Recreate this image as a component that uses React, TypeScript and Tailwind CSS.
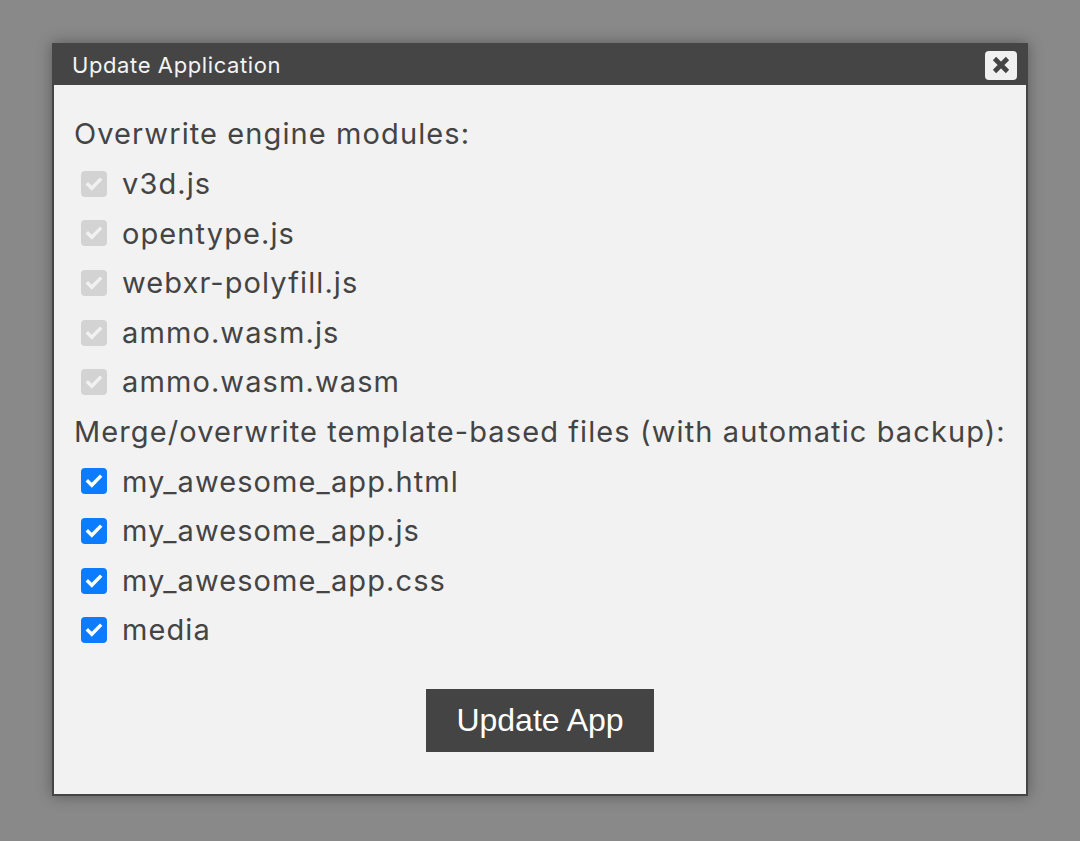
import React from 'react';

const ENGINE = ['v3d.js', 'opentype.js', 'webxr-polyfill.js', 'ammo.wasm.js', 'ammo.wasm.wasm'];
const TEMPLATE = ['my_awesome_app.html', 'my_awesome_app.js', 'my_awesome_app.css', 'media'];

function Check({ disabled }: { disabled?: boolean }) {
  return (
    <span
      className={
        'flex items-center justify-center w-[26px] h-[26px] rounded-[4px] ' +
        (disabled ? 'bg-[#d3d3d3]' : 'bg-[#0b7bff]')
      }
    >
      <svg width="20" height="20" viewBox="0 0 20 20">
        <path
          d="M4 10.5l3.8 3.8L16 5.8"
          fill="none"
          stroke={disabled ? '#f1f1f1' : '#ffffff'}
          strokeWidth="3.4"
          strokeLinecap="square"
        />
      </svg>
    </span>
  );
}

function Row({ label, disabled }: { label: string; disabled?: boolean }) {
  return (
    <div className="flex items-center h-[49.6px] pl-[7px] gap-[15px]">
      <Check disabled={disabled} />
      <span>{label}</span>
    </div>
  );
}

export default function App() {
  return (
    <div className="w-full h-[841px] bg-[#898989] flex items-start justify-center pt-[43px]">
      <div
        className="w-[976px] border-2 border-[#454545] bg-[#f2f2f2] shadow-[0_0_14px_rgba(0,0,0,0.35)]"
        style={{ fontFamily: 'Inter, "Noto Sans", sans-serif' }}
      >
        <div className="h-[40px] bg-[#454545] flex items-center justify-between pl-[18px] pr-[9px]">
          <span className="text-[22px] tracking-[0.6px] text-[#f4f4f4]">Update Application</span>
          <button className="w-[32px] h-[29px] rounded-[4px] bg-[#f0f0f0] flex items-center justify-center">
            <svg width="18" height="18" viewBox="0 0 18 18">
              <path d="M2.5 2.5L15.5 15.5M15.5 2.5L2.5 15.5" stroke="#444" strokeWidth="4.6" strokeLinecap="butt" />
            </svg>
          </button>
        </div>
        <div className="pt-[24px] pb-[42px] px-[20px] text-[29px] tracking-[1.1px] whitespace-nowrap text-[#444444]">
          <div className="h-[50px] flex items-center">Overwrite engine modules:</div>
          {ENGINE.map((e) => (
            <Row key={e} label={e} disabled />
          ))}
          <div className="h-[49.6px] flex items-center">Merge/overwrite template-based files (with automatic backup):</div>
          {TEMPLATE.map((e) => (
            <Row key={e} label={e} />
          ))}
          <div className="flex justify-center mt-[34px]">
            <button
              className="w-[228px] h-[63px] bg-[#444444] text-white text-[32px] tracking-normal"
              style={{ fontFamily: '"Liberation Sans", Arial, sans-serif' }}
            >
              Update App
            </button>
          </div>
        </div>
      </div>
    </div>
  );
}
----
Task description ->
Take every line from the data that contains the word "React".

Exercise result ->
Recreate this image as a component that uses React, TypeScript and Tailwind CSS.
import React from 'react';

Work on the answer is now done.